In Scotland though, hutting was about to grind to a halt. The original wartime sites – with huts crammed in cheek by jowl – were still popular, but needed renewal. They didn’t get it. Instead, from the 1970s onwards, hutters faced eviction and most hut sites were gentrified out of existence by councils and planners with a fierce dislike for the non-symmetrical, unplanned, makeshift and self-built. New individual plots couldn’t be found in Scotland thanks to high land prices, closed forests, and distant, unapproachable landowners. So, a Norwegian-style ‘cabin’ culture failed to take root in Scotland, mostly because it wasn’t possible to get a foot on the land and partly because long centuries of feudalism have left Scotland with an aesthetic of emptiness, which lies embedded and unquestioned at the heart of our planning system today.

Some folk speculate that Scots perhaps lack a real appetite for rural life after being urbanised and industrialised earlier than every other European nation. That would make sense – but it just isn’t true.

The evidence shows that Scots shared the common desire of all Nordic and North European people for a permanent and modest wee retreat amongst the spectacular forests, lochs and mountains of their own country. But beyond setting up a few celebrated, communal sites, one enduring aspect of Scottish life made the realisation of that dream impossible – Scots, alone in Europe, could never, ever, ever own a piece of land to call their own.

So hut numbers soared in Norway after WW2, but halved here. At the same time, the number of detached family houses used as holiday homes more than doubled, helping create the impression (unique to Britain) that second homes are inherently elitist. This book aims to challenge that perception.
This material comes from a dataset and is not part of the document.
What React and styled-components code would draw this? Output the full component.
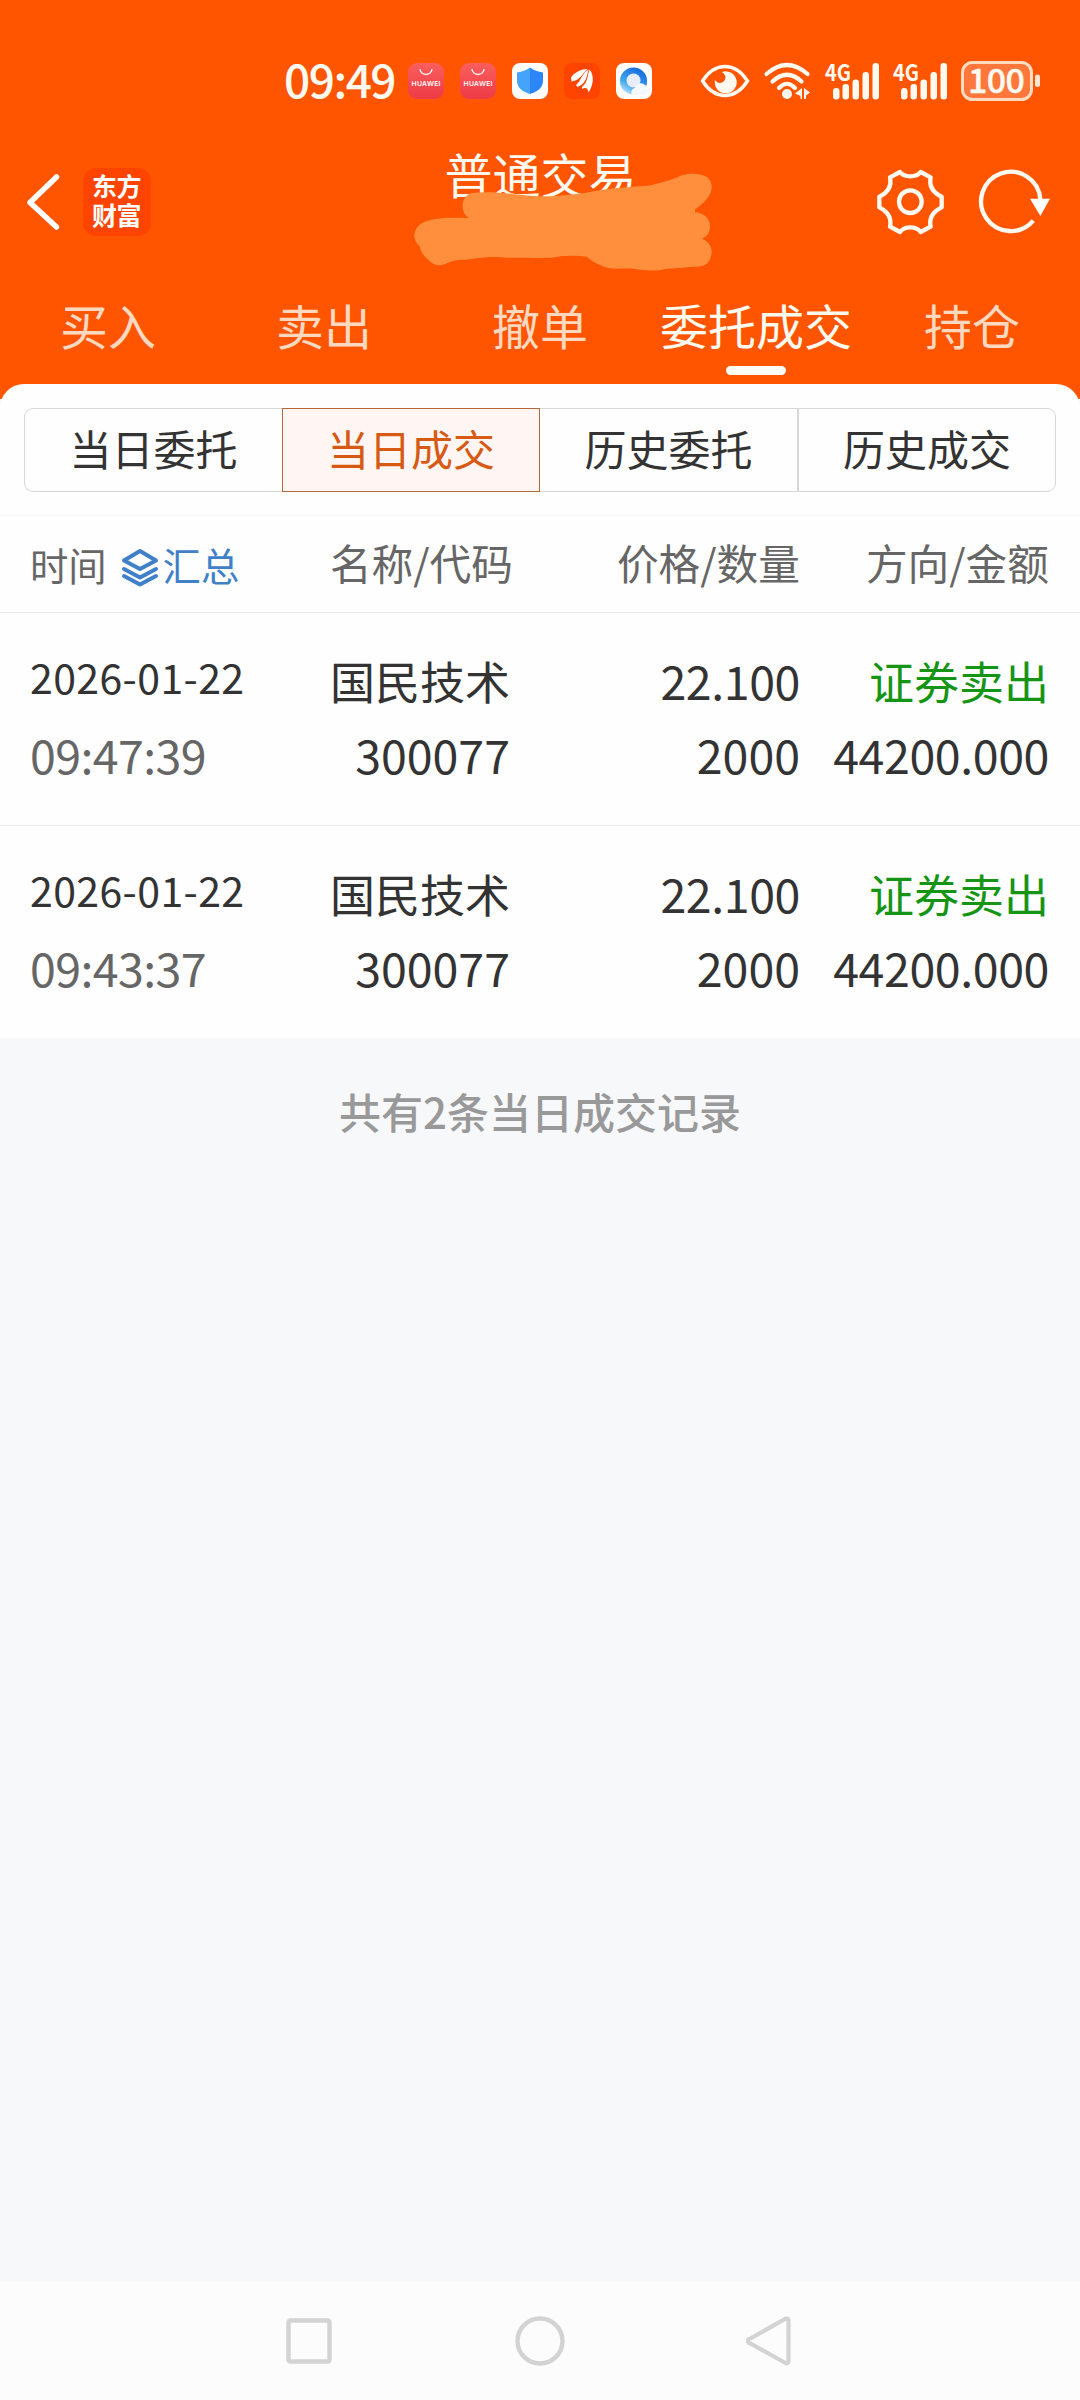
import styled, { createGlobalStyle } from 'styled-components'

const GlobalStyle = createGlobalStyle`
  * {
    box-sizing: border-box;
  }
  body {
    margin: 0;
    background: #f7f8fa;
    font-family: 'Noto Sans CJK SC', 'Noto Sans', sans-serif;
    color: #333;
  }
  svg {
    flex: none;
    overflow: visible;
  }
`

const Screen = styled.div`
  display: flex;
  flex-direction: column;
  width: 1080px;
  height: 2400px;
  overflow: hidden;
  white-space: nowrap;
`

const Header = styled.header`
  flex: none;
  height: 399px;
  background: #ff5500;
  color: #fff9ef;
`

const StatusBar = styled.div`
  display: flex;
  align-items: center;
  height: 162px;
  padding-left: 284px;
`

const Clock = styled.span`
  flex: none;
  width: 124px;
  font-size: 46px;
  font-weight: 500;
  line-height: 68px;
  letter-spacing: -1.5px;
  margin-top: -6px;
`

const Notices = styled.div`
  display: flex;
  gap: 16px;
  margin-right: 48px;
`

const Signals = styled.div`
  display: flex;
  align-items: center;
  gap: 14px;
`

const TitleBar = styled.div`
  position: relative;
  display: flex;
  align-items: center;
  height: 121px;
  margin-top: -21px;
  padding: 0 29px 0 26px;
`

const AppBadge = styled.div`
  width: 68px;
  height: 68px;
  margin-left: 23px;
  padding: 3px 0 0 9px;
  border-radius: 13px;
  background: #ff4400;
  color: #fff;
  font-size: 25px;
  font-weight: 700;
  line-height: 29px;
  letter-spacing: -0.5px;
`

const Title = styled.h1`
  flex: 1;
  margin: -58px 0 0;
  padding-left: 53px;
  text-align: center;
  font-size: 48px;
  font-weight: 400;
  line-height: 60px;
`

const Scribble = styled.svg`
  position: absolute;
  left: 410px;
  top: 29px;
`

const Actions = styled.div`
  display: flex;
  align-items: center;
  gap: 35px;
`

const Tabs = styled.nav`
  display: grid;
  grid-template-columns: repeat(5, 216px);
  padding-top: 30px;
`

const Tab = styled.div`
  display: flex;
  flex-direction: column;
  align-items: center;
  font-size: 48px;
  line-height: 64px;
  color: ${({ $active }) => ($active ? '#fffaf0' : '#ffd8c0')};

  &::after {
    content: '';
    width: 60px;
    height: 9px;
    margin-top: 10px;
    border-radius: 5px;
    background: ${({ $active }) => ($active ? '#fffdf8' : 'transparent')};
  }
`

const Card = styled.main`
  position: relative;
  flex: none;
  margin-top: -15px;
  border-radius: 24px 24px 0 0;
  background: #fefefe;
`

const Segments = styled.div`
  display: grid;
  grid-template-columns: repeat(4, 1fr);
  height: 132px;
  padding: 24px 24px 23px;
  border-bottom: 1px solid #f6f6f6;
`

const Segment = styled.div`
  border: 1px solid ${({ $active }) => ($active ? '#b5693a' : '#d6d8d8')};
  border-left-width: ${({ $joined }) => ($joined ? 0 : 1)}px;
  background: ${({ $active }) => ($active ? '#fff6f3' : 'transparent')};
  color: ${({ $active }) => ($active ? '#d65a14' : '#333')};
  text-align: center;
  font-size: 42px;
  line-height: 78px;

  &:first-child {
    border-right-width: 0;
    border-radius: 9px 0 0 9px;
  }
  &:last-child {
    border-radius: 0 9px 9px 0;
  }
`

const Columns = styled.div`
  display: grid;
  padding-left: 30px;
`

const HeadRow = styled(Columns)`
  grid-template-columns: 216px 267px 287px 249px;
  height: 97px;
  border-bottom: 1px solid #ebebeb;
  color: #666;
  font-size: 41.7px;
  line-height: 92px;
  text-align: right;
`

const HeadTime = styled.div`
  display: flex;
  align-items: center;
  font-size: 38.3px;
  line-height: 97px;
`

const Summary = styled.span`
  display: flex;
  align-items: center;
  margin-left: 15px;
  color: #4080c8;

  & svg {
    margin: 7px 5px 0 0;
  }
`

const Row = styled(Columns)`
  grid-template-columns: 216px 264px 290px 249px;
  height: 212px;
  padding-top: 30px;

  & + & {
    height: 213px;
    border-top: 1px solid #ebebeb;
  }
`

const Cell = styled.div`
  display: flex;
  flex-direction: column;
  align-items: ${({ $left }) => ($left ? 'flex-start' : 'flex-end')};
  font-size: 46.5px;
  line-height: 74px;
`

const DateText = styled.span`
  margin-bottom: 8px;
  font-size: 41px;
  line-height: 66px;
  letter-spacing: 0.4px;
`

const TimeText = styled.span`
  color: #666;
  letter-spacing: -0.6px;
`

const Name = styled.span`
  position: relative;
  top: 1px;
  font-size: 45px;
  color: ${({ $sell }) => ($sell ? '#159415' : 'inherit')};
`

const Decimal = styled.span`
  letter-spacing: -0.4px;
`

const Count = styled.p`
  flex: 1;
  margin: 0;
  padding-top: 42px;
  background: #f7f8fa;
  color: #999;
  text-align: center;
  font-size: 42px;
  font-weight: 500;
  line-height: 62px;
`

const NavBar = styled.footer`
  display: flex;
  justify-content: space-between;
  align-items: center;
  height: 118px;
  padding: 0 289px 0 285px;
  background: #fcfcfc;
`

const HuaweiIcon = () => (
  <svg width='36' height='36' viewBox='0 0 36 36'>
    <defs>
      <linearGradient id='store' x1='0' y1='0' x2='0' y2='1'>
        <stop offset='0' stopColor='#fb5f5c' />
        <stop offset='1' stopColor='#ee3a48' />
      </linearGradient>
    </defs>
    <rect width='36' height='36' rx='9' fill='url(#store)' />
    <path d='M12 6a6 5.5 0 0 0 12 0' fill='none' stroke='#fff' strokeWidth='1.3' />
    <text
      x='18'
      y='23'
      textAnchor='middle'
      textLength='29'
      fontFamily='Inter, sans-serif'
      fontSize='6.8'
      fontWeight='600'
      fill='#fff'
    >
      HUAWEI
    </text>
  </svg>
)

const ShieldIcon = () => (
  <svg width='36' height='36' viewBox='0 0 36 36'>
    <rect width='36' height='36' rx='8' fill='#fffefa' />
    <path d='M18 4.5c4 3 8 4 13 5v8c0 7-5 11-13 13.500z' fill='#2d86f7' />
    <path d='M18 4.5c-4 3-8 4-13 5v8c0 7 5 11 13 13.500z' fill='#46a3fb' />
  </svg>
)

const WingIcon = () => (
  <svg width='36' height='36' viewBox='0 0 36 36'>
    <rect width='36' height='36' rx='8' fill='#ff4400' />
    <g fill='#fff'>
      <path d='M7 14.500C11 9 17 6 23.500 6 19 9.500 17 17 7.500 18.500z' />
      <path d='M12 22C17 18 18 10 24.500 6.500 23 12 22.500 21 13.500 24z' />
      <path d='M18 24C24 19 23.500 12 25.500 6.500 31 13 29 23 24.500 29.500 24 25.500 22.500 24 18 26z' />
    </g>
  </svg>
)

const BrowserIcon = () => (
  <svg width='36' height='36' viewBox='0 0 36 36'>
    <defs>
      <linearGradient id='ring' x1='0.1' y1='1' x2='0.7' y2='0'>
        <stop offset='0' stopColor='#d8f1ff' />
        <stop offset='0.4' stopColor='#3fa6f0' />
        <stop offset='1' stopColor='#1568dc' />
      </linearGradient>
    </defs>
    <rect width='36' height='36' rx='8' fill='#fffefa' />
    <circle cx='17.5' cy='18' r='13.6' fill='url(#ring)' />
    <circle cx='17.5' cy='17.5' r='7' fill='#e6edf8' />
    <path d='M16 32a4.500 4.500 0 0 1 3-7 6 6 0 0 1 10-3c2 1 1 2 2 3 2 2 1 7-3 7z' fill='#f4f9ff' />
  </svg>
)

const EyeIcon = () => (
  <svg width='50' height='36' viewBox='0 0 50 36'>
    <path
      d='M2.500 18C9 8 17 3.500 25 3.500S41 8 47.500 18C41 28 33 32.500 25 32.500S9 28 2.500 18z'
      fill='none'
      stroke='#fff9ef'
      strokeWidth='3.4'
    />
    <path d='M22 9a11 11 0 1 1-7 8c2 3 5 4 8 2 4-3 3-7-1-10z' fill='#fff9ef' />
  </svg>
)

const WifiIcon = () => (
  <svg width='47' height='38' viewBox='0 0 47 38'>
    <g fill='none' stroke='#fff9ef' strokeWidth='4.2' strokeLinecap='round'>
      <path d='M2.500 12Q23-6 43.500 12' />
      <path d='M8.500 19.500Q23 6 37.500 19.500' />
      <path d='M15 26Q23 17.500 31 26' />
    </g>
    <circle cx='23' cy='32' r='5' fill='#fff9ef' />
    <path d='M38 26v11h-1.500v-3L31 31.500zM40 37V26l6 4.500-4 3v3.500z' fill='#fff9ef' />
  </svg>
)

const CellIcon = () => (
  <svg width='54' height='38' viewBox='0 0 54 38'>
    <text
      x='0'
      y='18.5'
      textLength='26'
      lengthAdjust='spacingAndGlyphs'
      fontFamily='Noto Sans CJK SC, sans-serif'
      fontSize='23'
      fontWeight='700'
      fill='#fff9ef'
    >
      4G
    </text>
    <g fill='#fff9ef'>
      <rect x='8' y='26' width='6.5' height='11.5' rx='3' />
      <rect x='17.5' y='22' width='6.5' height='15.5' rx='3' />
      <rect x='27.5' y='17.5' width='6.5' height='20' rx='3' />
      <rect x='37.5' y='10' width='6.5' height='27.5' rx='3' />
      <rect x='47.5' y='1' width='6.5' height='36.5' rx='3' />
    </g>
  </svg>
)

const BatteryIcon = () => (
  <svg width='79' height='40' viewBox='0 0 79 40'>
    <rect x='1.5' y='1.5' width='69' height='37' rx='10' fill='#ff773b' stroke='#ffdcc0' strokeWidth='3' />
    <rect x='74' y='13.5' width='5' height='12.5' rx='2.5' fill='#ffe6d0' />
    <text
      x='35.5'
      y='32'
      textAnchor='middle'
      textLength='57'
      fontFamily='Noto Sans CJK SC, sans-serif'
      fontSize='34'
      fontWeight='500'
      fill='#fff9ef'
      stroke='#fff9ef'
      strokeWidth='0.4'
    >
      100
    </text>
  </svg>
)

const BackIcon = () => (
  <svg width='34' height='58' viewBox='0 0 34 58'>
    <path d='M30.500 4L4 29.500 30.500 54' fill='none' stroke='#fff' strokeWidth='5.5' strokeLinecap='round' strokeLinejoin='round' />
  </svg>
)

const GearIcon = () => (
  <svg width='67' height='66' viewBox='411 87 201 198'>
    <g fill='none' stroke='#fff9ef' strokeWidth='13' strokeLinejoin='round'>
      <path d='M480 96Q490 109 511 109T542 96L572 112Q564 150 605 170V202Q564 222 572 260L542 276Q532 262 511 262T480 276L450 260Q458 222 418 202V170Q458 150 450 112z' />
      <circle cx='511' cy='185' r='34' />
    </g>
  </svg>
)

const RefreshIcon = () => (
  <svg width='72' height='66' viewBox='717 88 216 198'>
    <path d='M880 243A89 89 0 1 1 901 178' fill='none' stroke='#fff9ef' strokeWidth='13' />
    <path d='M870 177H930L901 229z' fill='#fff' />
  </svg>
)

const LayersIcon = () => (
  <svg width='36' height='38' viewBox='0 0 36 38' fill='none' stroke='#4080c8' strokeWidth='4' strokeLinejoin='round' strokeLinecap='round'>
    <path d='M18 2L34 11.500 18 20 2 11.500z' />
    <path d='M2 20L18 28.500 34 20M2 27L18 35.500 34 27' />
  </svg>
)

const tabs = ['买入', '卖出', '撤单', '委托成交', '持仓']
const segments = ['当日委托', '当日成交', '历史委托', '历史成交']
const deals = [
  { date: '2026-01-22', time: '09:47:39' },
  { date: '2026-01-22', time: '09:43:37' },
]

export default function App() {
  return (
    <Screen>
      <GlobalStyle />
      <Header>
        <StatusBar>
          <Clock>09:49</Clock>
          <Notices>
            <HuaweiIcon />
            <HuaweiIcon />
            <ShieldIcon />
            <WingIcon />
            <BrowserIcon />
          </Notices>
          <Signals>
            <EyeIcon />
            <WifiIcon />
            <CellIcon />
            <CellIcon />
            <BatteryIcon />
          </Signals>
        </StatusBar>

        <TitleBar>
          <BackIcon />
          <AppBadge>
            东方
            <br />
            财富
          </AppBadge>
          <Title>普通交易</Title>
          <Actions>
            <GearIcon />
            <RefreshIcon />
          </Actions>
          <Scribble width='306' height='106' viewBox='30 90 918 318'>
            <path
              d='M208 234C180 222 180 168 215 159C290 152 340 165 400 168C470 172 540 162 585 153C650 142 700 140 745 137C790 128 820 118 845 106C870 98 905 100 922 112C938 128 940 150 925 170C912 190 895 200 885 208V217C910 218 930 235 930 258C930 280 920 290 906 296C930 305 936 325 935 340C930 370 915 380 890 380C860 380 840 385 800 386C770 394 730 392 705 387C680 384 650 388 630 385C600 378 580 366 560 350C530 346 500 348 480 349C460 356 420 353 330 353C300 353 285 350 270 351C240 354 215 356 200 359C170 358 150 364 135 372C115 380 98 374 88 362C75 350 62 340 60 320C45 308 38 290 46 272C55 250 80 238 130 234C160 233 185 234 208 234z'
              fill='#ff8e3d'
            />
          </Scribble>
        </TitleBar>

        <Tabs>
          {tabs.map((tab) => (
            <Tab key={tab} $active={tab === '委托成交'}>
              {tab}
            </Tab>
          ))}
        </Tabs>
      </Header>

      <Card>
        <Segments>
          {segments.map((segment, i) => (
            <Segment key={segment} $active={i === 1} $joined={i === 2}>
              {segment}
            </Segment>
          ))}
        </Segments>

        <HeadRow>
          <HeadTime>
            时间
            <Summary>
              <LayersIcon />
              汇总
            </Summary>
          </HeadTime>
          <span>名称/代码</span>
          <span>价格/数量</span>
          <span>方向/金额</span>
        </HeadRow>

        {deals.map(({ date, time }) => (
          <Row key={time}>
            <Cell $left>
              <DateText>{date}</DateText>
              <TimeText>{time}</TimeText>
            </Cell>
            <Cell>
              <Name>国民技术</Name>
              <span>300077</span>
            </Cell>
            <Cell>
              <Decimal>22.100</Decimal>
              <span>2000</span>
            </Cell>
            <Cell>
              <Name $sell>证券卖出</Name>
              <Decimal>44200.000</Decimal>
            </Cell>
          </Row>
        ))}
      </Card>

      <Count>共有2条当日成交记录</Count>

      <NavBar>
        <svg width='48' height='50' viewBox='0 0 48 50'>
          <rect x='3.5' y='4.5' width='41' height='41' rx='2' fill='none' stroke='#d3d3d3' strokeWidth='4.5' />
        </svg>
        <svg width='50' height='50' viewBox='0 0 50 50'>
          <circle cx='25' cy='25' r='22.5' fill='none' stroke='#d3d3d3' strokeWidth='4.5' />
        </svg>
        <svg width='44' height='50' viewBox='0 0 44 50'>
          <path d='M39.500 2.500a2 2 0 0 1 2 2v41a2 2 0 0 1-3 1.500L3.500 27.500a2.500 2.500 0 0 1 0-5L38 3z' fill='none' stroke='#d3d3d3' strokeWidth='4.2' strokeLinejoin='round' />
        </svg>
      </NavBar>
    </Screen>
  )
}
Of course, second homes are currently the preserve of a privileged few. Of course, it’s unhelpful to have precious first homes taken from the rural housing stock to sit half-empty and under-occupied. But designating family homes as ‘first homes’ in perpetuity – as they do in Norway – could help stop that practice. In Norway boplikt (the duty of place) has been in operation for 70 years, placing burdens in title deeds that mean first homes can only be sold to other permanent residents and second homes must be bought by other second homers. This has effectively created two separate housing markets and stopped locals from being trumped by wealthier incoming holiday homers.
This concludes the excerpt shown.